Data excerpt:

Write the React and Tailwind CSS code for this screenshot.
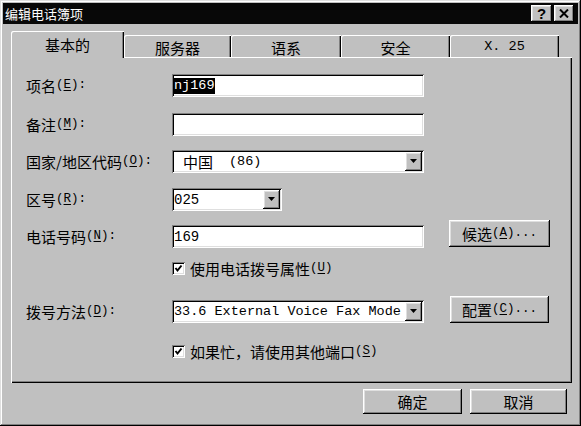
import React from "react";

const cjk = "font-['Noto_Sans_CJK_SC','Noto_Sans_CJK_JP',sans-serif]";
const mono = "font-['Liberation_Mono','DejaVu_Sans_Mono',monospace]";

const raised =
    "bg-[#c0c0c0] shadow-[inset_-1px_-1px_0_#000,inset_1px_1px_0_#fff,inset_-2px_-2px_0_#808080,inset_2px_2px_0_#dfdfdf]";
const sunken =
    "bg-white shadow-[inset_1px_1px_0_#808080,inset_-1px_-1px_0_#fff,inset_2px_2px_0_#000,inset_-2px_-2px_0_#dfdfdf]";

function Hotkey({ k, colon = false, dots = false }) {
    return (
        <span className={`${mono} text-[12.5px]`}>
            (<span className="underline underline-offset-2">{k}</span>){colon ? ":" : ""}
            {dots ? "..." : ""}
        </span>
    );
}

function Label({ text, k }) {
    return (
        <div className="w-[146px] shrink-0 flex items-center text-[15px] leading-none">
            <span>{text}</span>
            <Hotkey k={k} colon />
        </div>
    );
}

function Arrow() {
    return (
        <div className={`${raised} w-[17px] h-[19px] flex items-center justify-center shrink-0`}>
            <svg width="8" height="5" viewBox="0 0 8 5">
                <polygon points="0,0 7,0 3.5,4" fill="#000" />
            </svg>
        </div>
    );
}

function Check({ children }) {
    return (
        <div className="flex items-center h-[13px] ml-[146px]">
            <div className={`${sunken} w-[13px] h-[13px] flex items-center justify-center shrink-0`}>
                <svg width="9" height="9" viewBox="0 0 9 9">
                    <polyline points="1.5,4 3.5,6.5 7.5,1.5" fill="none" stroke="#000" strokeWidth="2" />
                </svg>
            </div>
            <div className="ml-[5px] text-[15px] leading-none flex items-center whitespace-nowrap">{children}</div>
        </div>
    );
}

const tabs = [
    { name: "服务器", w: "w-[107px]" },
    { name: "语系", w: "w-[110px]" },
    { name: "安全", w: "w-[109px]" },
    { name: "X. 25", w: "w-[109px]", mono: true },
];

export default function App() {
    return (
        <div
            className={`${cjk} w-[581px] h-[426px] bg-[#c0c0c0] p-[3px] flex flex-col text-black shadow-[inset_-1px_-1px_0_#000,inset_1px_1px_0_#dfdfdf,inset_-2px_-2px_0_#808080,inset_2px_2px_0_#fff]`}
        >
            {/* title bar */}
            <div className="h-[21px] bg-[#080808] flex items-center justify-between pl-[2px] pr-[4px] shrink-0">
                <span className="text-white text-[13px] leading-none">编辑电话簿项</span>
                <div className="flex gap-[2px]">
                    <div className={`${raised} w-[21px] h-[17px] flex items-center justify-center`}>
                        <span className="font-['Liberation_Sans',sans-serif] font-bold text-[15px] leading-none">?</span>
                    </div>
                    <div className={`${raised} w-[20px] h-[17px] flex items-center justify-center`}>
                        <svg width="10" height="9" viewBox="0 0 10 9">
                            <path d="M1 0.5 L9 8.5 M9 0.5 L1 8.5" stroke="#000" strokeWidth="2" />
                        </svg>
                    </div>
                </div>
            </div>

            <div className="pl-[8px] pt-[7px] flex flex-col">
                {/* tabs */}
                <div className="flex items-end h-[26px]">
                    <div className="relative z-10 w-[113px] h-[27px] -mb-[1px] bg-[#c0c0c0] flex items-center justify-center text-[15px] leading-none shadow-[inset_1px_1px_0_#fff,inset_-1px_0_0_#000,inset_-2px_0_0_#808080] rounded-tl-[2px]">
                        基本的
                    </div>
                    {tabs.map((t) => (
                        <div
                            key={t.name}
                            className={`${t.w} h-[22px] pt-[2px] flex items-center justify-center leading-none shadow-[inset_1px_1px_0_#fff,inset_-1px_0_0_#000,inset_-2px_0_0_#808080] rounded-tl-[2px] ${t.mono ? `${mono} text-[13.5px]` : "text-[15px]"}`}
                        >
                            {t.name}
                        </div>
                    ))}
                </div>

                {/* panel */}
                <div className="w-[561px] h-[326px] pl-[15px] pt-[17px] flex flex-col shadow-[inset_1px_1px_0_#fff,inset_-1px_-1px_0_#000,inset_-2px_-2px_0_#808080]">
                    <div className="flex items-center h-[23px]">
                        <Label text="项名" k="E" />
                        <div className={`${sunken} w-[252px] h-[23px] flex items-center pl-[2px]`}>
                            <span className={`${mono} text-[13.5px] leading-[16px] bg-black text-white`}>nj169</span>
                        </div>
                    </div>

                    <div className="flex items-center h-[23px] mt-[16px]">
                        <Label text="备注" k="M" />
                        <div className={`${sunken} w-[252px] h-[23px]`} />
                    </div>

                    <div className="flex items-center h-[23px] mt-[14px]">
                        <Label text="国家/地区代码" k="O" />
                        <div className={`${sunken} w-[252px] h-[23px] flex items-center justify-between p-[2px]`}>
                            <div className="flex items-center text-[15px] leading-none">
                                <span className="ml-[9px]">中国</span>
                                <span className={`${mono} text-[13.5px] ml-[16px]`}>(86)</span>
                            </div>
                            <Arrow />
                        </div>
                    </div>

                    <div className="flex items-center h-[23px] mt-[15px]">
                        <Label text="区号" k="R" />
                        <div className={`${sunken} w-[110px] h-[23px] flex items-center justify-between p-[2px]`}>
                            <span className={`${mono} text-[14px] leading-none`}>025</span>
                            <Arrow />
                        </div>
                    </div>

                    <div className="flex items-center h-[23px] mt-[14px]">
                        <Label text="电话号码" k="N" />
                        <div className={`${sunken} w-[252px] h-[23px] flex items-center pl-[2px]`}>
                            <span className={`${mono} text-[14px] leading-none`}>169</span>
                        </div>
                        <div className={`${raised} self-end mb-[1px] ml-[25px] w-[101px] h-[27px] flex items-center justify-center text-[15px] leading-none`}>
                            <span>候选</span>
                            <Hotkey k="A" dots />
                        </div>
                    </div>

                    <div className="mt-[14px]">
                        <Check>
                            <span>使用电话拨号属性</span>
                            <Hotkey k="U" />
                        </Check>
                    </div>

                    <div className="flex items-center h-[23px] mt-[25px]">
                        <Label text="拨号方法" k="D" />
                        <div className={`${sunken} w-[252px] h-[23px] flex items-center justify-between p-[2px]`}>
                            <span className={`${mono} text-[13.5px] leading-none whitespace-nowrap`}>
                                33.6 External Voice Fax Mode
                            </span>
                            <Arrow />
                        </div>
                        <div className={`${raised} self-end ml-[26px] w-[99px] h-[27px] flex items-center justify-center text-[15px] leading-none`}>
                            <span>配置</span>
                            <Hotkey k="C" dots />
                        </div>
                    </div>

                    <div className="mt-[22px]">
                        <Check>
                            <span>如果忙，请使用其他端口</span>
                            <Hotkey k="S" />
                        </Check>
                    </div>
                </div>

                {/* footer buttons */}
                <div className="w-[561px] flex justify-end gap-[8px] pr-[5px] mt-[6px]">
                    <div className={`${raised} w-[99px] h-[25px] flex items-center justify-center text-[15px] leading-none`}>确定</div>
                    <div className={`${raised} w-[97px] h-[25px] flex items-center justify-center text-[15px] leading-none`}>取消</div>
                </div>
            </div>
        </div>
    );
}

What is needed: Gather every line from the listing above in which the word "React" appears.

Complete output:
Write the React and Tailwind CSS code for this screenshot.
import React from "react";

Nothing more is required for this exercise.